The magazine was in real peril and I knew I could bring it back. I felt this was the exact challenge I needed to step up my game, working with the very best writers and editors and recruiting the next generation of talent.

My Lean In moment came with a vengeance in June 1992. I had been editor-in-chief of Vanity Fair for nearly nine years when S.I. Newhouse, chairman of Condé Nast magazines, asked me if I would take over the ailing literary jewel in his publishing empire, the New Yorker. Readers had been steadily aging and advertisers were dropping. It needed a makeover, but one that would maintain its legendary high quality. He wanted me to do it.
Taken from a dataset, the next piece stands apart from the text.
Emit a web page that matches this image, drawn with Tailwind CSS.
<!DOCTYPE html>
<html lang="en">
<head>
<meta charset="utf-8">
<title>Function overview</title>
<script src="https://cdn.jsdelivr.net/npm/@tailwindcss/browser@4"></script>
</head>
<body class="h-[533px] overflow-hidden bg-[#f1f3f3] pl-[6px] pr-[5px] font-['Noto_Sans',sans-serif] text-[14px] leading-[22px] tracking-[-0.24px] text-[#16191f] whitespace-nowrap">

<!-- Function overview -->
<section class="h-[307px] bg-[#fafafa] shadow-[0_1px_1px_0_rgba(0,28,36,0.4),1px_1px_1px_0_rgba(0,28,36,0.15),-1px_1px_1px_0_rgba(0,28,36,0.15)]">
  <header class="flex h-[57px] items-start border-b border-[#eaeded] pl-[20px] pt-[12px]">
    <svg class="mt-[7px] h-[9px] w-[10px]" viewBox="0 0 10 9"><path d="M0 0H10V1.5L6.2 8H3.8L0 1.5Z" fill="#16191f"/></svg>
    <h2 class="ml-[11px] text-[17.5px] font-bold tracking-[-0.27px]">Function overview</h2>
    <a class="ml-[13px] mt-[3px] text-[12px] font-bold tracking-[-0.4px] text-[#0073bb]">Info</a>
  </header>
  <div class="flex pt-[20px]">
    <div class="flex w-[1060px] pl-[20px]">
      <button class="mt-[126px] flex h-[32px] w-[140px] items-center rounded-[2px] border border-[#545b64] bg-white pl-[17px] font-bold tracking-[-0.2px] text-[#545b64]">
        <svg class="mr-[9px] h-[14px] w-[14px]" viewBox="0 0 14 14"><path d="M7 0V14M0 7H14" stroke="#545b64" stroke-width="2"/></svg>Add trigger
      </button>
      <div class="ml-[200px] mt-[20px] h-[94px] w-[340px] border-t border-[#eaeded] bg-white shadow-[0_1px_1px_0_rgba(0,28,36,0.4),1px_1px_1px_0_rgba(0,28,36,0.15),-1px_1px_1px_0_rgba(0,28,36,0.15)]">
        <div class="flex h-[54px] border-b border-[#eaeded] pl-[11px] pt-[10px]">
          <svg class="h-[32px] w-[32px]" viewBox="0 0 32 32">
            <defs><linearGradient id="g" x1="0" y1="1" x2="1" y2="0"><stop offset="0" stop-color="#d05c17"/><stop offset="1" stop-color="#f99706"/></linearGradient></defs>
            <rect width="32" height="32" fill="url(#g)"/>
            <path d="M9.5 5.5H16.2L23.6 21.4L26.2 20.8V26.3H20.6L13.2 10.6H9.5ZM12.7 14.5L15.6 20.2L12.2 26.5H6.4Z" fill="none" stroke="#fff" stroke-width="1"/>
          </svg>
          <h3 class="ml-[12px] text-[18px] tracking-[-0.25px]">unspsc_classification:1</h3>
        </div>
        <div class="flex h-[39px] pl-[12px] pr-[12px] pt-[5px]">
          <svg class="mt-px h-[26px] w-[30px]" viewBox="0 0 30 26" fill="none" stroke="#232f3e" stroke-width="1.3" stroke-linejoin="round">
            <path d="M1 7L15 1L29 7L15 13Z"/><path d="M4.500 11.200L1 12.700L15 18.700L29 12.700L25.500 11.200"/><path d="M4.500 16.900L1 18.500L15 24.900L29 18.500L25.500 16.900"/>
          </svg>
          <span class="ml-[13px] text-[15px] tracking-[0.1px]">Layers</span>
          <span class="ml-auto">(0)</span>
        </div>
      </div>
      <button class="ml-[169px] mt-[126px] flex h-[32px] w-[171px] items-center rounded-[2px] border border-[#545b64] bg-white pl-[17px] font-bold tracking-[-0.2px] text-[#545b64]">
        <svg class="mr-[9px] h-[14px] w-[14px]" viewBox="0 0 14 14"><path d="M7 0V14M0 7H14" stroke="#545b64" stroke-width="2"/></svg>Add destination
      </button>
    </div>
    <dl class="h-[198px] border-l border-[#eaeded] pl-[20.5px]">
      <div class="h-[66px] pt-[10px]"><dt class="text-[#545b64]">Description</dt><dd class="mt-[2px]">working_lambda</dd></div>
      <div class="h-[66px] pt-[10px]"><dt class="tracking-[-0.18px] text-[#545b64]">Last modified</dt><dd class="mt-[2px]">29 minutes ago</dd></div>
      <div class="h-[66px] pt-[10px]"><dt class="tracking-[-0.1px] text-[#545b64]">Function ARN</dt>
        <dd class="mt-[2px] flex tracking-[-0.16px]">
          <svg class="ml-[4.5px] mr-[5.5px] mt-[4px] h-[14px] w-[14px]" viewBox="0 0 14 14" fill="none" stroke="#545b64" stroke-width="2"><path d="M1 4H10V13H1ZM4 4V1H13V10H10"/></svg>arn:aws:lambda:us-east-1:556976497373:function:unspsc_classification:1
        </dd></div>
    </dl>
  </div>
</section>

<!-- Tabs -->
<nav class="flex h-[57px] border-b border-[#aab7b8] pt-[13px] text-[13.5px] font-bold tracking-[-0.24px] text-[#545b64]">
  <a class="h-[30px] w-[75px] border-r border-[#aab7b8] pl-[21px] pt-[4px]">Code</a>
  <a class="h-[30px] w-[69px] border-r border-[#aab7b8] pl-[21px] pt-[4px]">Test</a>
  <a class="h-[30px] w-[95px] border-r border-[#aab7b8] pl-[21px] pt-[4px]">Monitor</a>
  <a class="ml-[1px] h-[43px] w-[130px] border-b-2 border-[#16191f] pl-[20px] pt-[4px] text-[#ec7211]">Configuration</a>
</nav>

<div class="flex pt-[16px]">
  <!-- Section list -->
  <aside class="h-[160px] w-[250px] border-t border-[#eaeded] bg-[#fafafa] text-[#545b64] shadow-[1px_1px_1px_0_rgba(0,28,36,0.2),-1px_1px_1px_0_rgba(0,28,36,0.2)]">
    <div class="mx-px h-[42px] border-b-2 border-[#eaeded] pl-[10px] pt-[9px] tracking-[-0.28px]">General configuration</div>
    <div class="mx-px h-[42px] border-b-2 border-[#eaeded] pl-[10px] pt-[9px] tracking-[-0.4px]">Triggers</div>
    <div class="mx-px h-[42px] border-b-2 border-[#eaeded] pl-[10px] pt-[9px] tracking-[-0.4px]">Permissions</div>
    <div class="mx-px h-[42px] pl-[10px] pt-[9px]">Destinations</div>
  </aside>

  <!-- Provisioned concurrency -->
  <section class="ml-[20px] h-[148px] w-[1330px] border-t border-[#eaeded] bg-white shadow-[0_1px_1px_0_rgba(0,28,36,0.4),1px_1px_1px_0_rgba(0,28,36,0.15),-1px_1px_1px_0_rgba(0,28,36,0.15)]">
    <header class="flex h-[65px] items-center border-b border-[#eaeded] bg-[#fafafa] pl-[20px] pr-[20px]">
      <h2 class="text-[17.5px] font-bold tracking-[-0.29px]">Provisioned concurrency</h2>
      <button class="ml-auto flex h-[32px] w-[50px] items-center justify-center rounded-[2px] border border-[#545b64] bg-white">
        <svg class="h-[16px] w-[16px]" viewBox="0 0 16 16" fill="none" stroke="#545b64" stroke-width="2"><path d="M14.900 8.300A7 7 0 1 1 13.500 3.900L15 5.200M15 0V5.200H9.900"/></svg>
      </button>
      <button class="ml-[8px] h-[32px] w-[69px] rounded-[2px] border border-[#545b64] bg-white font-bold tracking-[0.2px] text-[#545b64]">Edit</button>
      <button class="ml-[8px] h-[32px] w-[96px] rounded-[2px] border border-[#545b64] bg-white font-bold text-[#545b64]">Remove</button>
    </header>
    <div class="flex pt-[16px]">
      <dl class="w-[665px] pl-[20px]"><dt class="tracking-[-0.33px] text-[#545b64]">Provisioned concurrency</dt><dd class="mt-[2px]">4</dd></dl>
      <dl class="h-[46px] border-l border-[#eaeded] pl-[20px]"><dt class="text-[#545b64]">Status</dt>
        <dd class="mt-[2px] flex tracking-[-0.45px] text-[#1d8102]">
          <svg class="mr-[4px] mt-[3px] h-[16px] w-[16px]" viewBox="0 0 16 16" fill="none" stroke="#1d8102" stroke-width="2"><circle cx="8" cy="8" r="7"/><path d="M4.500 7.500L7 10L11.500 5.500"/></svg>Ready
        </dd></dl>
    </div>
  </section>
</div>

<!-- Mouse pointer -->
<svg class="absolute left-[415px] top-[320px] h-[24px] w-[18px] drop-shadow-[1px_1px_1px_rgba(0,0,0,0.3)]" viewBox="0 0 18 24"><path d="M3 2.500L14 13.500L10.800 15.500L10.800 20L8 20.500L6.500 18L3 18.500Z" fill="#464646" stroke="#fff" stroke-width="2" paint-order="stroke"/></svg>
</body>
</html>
It was an enormously exciting prospect but one I thought I should decline for many reasons. First, as editor of Vanity Fair, I would be anathema to the rooted "old guard" who would view the editor who just put a naked, pregnant, Demi Moore shot by Annie Leibovitz on the cover of VF as Genghis Khan in tights. Who needed all the flak that would fly when I arrived to freshen up their act?  Plus, I loved my staff at VF and had a happy, universally acknowledged success. Why take the risk? Secondly, and most importantly, I had a two-year-old daughter, Izzy, and a son, Georgie, seven, with Asperger’s syndrome. It was hard enough to keep up with the demands of family and work on a monthly magazine, let alone a weekly. Georgie required absolute routine to reduce anxiety. Every night I needed to be home at the same time – 6.30pm – to have dinner with the kids and if I didn't, he would flip out and there was hell to pay. I felt I couldn't possibly take on this additional challenge.
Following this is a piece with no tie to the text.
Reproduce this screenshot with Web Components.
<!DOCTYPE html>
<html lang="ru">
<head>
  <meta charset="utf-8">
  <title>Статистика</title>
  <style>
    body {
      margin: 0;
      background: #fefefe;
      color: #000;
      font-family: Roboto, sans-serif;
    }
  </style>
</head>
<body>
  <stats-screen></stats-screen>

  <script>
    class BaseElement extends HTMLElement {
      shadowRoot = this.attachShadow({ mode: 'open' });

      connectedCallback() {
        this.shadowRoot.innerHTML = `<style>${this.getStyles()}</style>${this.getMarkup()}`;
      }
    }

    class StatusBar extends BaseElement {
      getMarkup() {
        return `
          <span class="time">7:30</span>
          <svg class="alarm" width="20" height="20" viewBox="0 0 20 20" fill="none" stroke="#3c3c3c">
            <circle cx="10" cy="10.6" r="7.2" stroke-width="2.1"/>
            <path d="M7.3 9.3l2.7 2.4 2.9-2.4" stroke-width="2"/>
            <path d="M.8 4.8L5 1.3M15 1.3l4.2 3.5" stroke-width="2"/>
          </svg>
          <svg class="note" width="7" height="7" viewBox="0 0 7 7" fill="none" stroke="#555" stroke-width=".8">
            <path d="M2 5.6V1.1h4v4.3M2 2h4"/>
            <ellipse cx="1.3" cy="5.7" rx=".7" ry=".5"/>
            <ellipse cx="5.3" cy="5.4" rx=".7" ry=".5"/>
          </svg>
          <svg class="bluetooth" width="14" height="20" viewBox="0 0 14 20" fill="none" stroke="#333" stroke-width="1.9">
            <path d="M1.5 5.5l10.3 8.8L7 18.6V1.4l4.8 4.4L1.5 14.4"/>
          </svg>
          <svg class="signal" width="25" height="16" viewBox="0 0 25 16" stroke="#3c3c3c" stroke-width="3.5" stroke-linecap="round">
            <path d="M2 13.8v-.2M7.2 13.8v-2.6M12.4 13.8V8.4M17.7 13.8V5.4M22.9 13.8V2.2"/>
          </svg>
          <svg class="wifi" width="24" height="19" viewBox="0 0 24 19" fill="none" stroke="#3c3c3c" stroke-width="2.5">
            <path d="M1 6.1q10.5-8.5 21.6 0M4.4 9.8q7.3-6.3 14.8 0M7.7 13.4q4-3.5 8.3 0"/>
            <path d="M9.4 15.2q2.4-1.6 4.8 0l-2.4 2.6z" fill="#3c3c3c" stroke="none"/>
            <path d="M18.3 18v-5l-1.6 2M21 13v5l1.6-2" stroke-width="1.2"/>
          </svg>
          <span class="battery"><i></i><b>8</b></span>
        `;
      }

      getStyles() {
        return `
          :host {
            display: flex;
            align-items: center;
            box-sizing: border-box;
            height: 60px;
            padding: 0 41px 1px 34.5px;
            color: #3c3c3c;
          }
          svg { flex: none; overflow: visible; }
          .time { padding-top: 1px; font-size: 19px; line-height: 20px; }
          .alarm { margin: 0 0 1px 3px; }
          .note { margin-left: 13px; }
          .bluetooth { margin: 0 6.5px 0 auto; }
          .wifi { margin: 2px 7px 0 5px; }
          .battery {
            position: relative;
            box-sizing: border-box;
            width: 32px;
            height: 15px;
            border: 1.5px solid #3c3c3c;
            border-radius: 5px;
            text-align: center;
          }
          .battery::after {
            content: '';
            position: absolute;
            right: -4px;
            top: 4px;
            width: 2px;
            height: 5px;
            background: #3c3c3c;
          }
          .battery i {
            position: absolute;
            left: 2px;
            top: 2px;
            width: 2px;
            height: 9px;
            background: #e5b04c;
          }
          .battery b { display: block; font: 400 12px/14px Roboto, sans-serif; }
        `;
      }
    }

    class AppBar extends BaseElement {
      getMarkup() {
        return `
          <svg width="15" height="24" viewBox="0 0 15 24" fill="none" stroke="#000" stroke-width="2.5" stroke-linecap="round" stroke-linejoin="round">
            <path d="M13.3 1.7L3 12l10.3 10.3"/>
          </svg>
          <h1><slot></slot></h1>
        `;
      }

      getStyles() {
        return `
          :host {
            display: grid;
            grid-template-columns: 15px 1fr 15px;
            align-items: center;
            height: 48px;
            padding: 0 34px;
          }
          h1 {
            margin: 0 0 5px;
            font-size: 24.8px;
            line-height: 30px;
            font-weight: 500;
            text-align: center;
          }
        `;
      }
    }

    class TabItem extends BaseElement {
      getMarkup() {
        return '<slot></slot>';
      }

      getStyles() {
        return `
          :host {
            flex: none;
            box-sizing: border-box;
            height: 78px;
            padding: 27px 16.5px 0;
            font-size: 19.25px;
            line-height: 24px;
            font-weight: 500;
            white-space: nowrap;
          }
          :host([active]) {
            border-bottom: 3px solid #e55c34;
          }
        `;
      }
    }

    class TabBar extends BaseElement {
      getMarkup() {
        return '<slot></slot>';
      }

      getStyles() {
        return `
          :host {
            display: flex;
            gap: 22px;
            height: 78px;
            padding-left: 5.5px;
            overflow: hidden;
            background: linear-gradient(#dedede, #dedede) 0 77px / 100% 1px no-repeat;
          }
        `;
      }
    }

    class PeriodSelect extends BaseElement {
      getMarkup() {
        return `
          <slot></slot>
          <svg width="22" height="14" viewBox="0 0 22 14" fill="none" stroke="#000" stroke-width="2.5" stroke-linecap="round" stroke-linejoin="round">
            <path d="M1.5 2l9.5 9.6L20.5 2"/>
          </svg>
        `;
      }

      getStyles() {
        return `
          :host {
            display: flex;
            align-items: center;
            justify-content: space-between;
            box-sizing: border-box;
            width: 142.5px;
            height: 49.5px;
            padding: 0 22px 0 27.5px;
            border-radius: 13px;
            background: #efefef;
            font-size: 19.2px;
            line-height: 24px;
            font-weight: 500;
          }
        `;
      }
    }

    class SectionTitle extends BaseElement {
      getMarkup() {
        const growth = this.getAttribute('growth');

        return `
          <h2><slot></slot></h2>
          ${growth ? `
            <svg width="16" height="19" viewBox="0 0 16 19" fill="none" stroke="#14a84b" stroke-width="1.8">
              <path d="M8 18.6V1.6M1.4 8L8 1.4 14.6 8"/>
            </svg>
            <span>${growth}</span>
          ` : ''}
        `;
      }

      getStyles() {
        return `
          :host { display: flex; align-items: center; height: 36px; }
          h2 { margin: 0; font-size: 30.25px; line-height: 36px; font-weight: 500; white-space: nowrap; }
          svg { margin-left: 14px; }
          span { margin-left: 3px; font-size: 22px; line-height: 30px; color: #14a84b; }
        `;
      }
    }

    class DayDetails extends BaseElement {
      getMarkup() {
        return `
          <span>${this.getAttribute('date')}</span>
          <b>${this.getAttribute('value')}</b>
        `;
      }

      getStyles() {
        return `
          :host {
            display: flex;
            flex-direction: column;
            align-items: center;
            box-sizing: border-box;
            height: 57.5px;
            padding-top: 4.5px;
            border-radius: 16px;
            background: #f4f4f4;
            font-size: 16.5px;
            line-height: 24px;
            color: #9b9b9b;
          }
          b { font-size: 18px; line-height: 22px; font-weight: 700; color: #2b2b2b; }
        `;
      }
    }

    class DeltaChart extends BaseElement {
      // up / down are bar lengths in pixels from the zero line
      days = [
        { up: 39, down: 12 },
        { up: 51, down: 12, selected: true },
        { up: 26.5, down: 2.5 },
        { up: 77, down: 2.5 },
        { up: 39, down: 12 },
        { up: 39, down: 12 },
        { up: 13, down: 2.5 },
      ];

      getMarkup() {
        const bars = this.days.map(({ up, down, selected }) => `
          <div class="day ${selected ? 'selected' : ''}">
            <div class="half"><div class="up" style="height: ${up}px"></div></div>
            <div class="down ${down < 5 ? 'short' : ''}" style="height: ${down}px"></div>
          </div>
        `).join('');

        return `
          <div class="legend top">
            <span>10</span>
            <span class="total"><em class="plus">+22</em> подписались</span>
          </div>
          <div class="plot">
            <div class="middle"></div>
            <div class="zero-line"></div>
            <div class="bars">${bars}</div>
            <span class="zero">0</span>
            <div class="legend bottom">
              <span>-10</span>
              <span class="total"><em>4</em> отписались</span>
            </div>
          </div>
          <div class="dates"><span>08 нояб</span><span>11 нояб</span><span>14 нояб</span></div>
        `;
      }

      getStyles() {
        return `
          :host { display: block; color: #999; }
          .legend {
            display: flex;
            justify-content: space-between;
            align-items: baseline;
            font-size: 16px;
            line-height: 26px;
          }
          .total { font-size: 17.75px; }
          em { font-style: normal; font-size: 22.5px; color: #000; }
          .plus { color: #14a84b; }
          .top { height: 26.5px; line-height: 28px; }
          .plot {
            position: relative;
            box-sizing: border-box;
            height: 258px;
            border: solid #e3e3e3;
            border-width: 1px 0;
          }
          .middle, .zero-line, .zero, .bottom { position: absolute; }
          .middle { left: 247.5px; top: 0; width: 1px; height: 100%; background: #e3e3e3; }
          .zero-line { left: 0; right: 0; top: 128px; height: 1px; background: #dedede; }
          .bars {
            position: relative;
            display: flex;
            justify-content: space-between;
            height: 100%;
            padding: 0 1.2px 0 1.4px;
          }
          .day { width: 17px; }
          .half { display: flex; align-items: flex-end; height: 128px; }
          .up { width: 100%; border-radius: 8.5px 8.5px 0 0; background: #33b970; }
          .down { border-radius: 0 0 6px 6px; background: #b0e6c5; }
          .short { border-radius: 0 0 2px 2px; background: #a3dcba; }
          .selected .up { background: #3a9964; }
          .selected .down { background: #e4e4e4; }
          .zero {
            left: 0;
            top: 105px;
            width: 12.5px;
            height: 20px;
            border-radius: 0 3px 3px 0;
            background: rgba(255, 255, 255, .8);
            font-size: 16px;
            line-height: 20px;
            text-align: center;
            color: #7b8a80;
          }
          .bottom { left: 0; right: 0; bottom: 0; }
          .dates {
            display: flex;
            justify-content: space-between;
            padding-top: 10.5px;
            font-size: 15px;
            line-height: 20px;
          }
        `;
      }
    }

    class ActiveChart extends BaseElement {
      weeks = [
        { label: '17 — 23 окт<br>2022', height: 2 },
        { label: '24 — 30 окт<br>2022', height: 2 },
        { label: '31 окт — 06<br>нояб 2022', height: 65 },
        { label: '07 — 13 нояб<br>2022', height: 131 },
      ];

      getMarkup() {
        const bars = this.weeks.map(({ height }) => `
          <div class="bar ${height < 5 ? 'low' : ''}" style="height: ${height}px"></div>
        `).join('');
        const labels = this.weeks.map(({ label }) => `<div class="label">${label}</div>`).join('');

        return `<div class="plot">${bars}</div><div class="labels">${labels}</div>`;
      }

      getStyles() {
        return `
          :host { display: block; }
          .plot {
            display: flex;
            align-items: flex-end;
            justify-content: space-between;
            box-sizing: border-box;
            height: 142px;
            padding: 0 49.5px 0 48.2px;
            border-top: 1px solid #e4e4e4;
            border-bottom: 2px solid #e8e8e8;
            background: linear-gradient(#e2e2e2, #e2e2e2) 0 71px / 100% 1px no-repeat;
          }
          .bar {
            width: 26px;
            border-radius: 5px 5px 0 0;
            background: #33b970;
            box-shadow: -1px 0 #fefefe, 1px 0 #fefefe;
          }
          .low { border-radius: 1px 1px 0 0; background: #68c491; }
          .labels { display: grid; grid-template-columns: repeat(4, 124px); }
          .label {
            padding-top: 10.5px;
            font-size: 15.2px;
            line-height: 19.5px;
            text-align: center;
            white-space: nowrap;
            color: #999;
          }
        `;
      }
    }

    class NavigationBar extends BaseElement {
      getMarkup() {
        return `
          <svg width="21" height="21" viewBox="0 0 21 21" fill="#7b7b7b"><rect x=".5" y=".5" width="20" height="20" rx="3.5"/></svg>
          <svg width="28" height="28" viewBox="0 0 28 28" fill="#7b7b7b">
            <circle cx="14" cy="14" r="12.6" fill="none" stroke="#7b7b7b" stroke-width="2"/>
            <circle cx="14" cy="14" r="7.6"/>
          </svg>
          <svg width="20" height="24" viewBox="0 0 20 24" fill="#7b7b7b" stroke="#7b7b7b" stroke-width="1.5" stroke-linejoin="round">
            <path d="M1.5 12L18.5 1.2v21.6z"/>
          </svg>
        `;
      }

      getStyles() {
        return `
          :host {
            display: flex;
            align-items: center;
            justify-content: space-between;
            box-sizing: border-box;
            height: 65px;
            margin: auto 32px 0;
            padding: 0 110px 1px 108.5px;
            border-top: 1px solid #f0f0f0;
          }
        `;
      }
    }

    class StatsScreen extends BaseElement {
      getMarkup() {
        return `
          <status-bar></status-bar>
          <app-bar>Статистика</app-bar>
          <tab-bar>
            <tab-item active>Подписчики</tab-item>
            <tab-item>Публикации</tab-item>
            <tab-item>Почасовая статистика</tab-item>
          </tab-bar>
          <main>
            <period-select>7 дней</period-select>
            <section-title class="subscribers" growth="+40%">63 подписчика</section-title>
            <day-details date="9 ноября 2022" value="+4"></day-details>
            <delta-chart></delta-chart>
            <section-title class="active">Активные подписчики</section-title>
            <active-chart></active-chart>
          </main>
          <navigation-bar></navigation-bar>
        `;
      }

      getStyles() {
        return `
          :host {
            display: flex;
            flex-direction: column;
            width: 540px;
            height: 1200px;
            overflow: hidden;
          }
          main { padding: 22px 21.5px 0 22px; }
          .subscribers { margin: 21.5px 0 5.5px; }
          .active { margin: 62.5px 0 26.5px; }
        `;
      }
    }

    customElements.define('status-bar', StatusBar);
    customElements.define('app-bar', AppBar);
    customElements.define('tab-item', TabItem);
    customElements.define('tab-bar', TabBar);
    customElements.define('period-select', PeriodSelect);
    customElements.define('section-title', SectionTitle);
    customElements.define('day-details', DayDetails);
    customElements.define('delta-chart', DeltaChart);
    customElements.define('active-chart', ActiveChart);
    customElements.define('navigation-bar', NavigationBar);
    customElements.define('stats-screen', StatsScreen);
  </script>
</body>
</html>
Except I really longed to do it. The New Yorker seemed like a sleeping beauty to me, and I have always loved a cause that needed saving. The magazine was in real peril and I knew I could bring it back. I felt this was the exact challenge I needed to step up my game, working with the very best writers and editors and recruiting the next generation of talent. I told myself I would do the job on one condition. I called my mother in London. "Would you ever consider moving here with dad?" I said, "Just for a few years? If you were here with George and Izzy for those crucial hours at the end of the day, it's the only way I would feel confident I could do this without letting them down."

And that's when my mother leaned in too. Even though she had never lived in New York, even though it meant leaving friends and putting on hold her own plans to spend a glorious act three in Spain, she said yes at once. In November of that year, my parents came to live in the apartment across the corridor from us on East 57th Street in New York. Every afternoon at 3:20pm when the kids got off the school bus, my mother was there waiting with tea, games and the uniquely warm grandparent welcome. She made sure they felt secure and loved until, a few hours later, I burst through the front door, wound up and hassled from running a complicated news story in the New Yorker. What a huge relief it was to my peace of mind. And as I remade the New Yorker (under the constant glare of controversy), my mother was my support as well.

So this is a double lean in story that I offer: For my mother, life in New York was a scary jump into the unknown. She did it so I could lean in to the job I loved, one that gave me some of the most successful and joyful years of my editing career.